There are apps for everything but are they safe to use? And how much research do you do before clicking the ‘install’ button?

What is an app?

Did you know there is an average of 60 to 90 apps on the average smartphone?

Apps are computer programs, changing large packets of data into user-friendly chunks. They make a large website usable on a smaller screen.

What is fleeceware?

You’ve heard of malware, adware and spyware, but what about fleeceware?

Fleeceware are apps that come with hefty subscription fees.

They are legal and they contain no malicious code.

They often have 5 star reviews and thousands of downloads. But all might not be as it seems.

Not intimidated by the subscription costs?

What you want to pay for an app is down to you and the value you think you are getting from your purchase.

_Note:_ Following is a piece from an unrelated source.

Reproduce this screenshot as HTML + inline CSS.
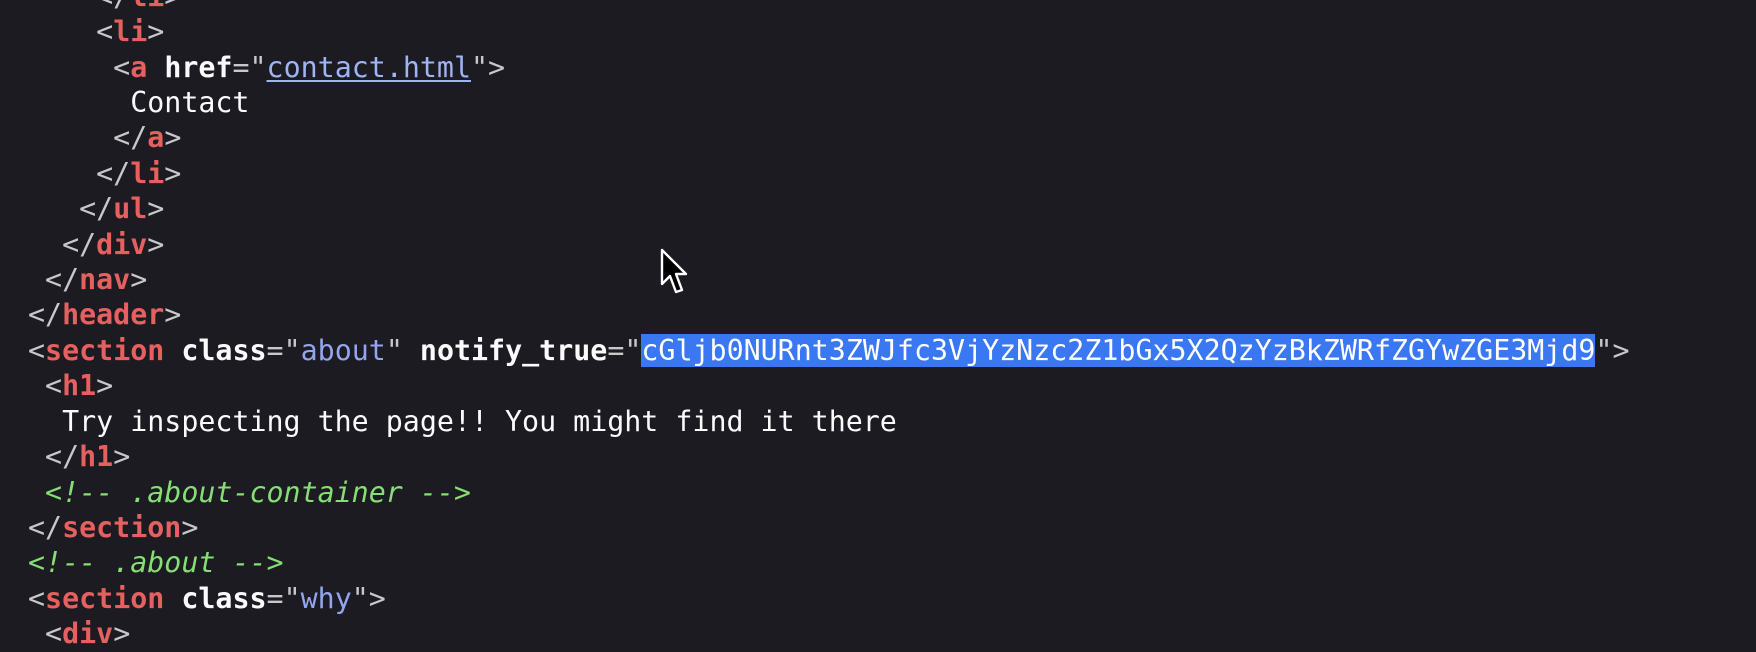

Fleeceware companies use tactics to ensure they can keep taking the money from your account.

They won’t remind you when a free trial is due to end, they won’t make it easy to cancel your subscription and they won’t be clear in their pricing.

Many of these services offer weekly or monthly subscription fees to keep the perceived cost relatively small so you won’t even notice it.

How do I view my subscriptions?

Trying to remember every service or product you’ve ever subscribed to is impossible. But that’s ok, you can check your current (and not current) subscriptions fairly easily.

View your Google Play subscriptions by clicking on the hamburger menu (top left) in the Play Store and clicking on ‘subscriptions’. Here you will find all of your active and inactive app subscriptions.

If you’ve taken a bite out of an apple device search for ‘see or cancel your subscriptions’. This provides instructions of how to see all of your subscriptions whether it’s an iPod, iPhone, iPad, Mac etc.

Avoid falling victim to fleeceware

The good news is that things are changing.

Google, Apple and Amazon want the app-store user experience to be a positive one, they don’t want you to feel cheated or fleeced.

There are new guidelines on app transparency. These ensure app-developers make subscription details, free trials and introductory offers clearer. They want you to feel fully-informed before making an app-purchase.

On the downside, did you know Apple and Google receive 30% of an app’s revenue in the first year? The more the fleeceware developers earn, the more Google and Apple gain.

Our tips to help you avoid fleeceware

  • Look at what apps your phone already has, it may already have an app that can do what you want
  • Download apps from well-known businesses/companies you know of
  • Check for apps made by your phone’s manufacturer, simply search ‘Samsung’ for example
  • Checks all reviews, good, bad and the ugly
  • Scroll down to ‘Similar apps’ to see if there are any free alternatives
  • Read ‘About this app’ so you are fully informed of what it is, what is does, who made it, how much in-app purchases are and even app permissions.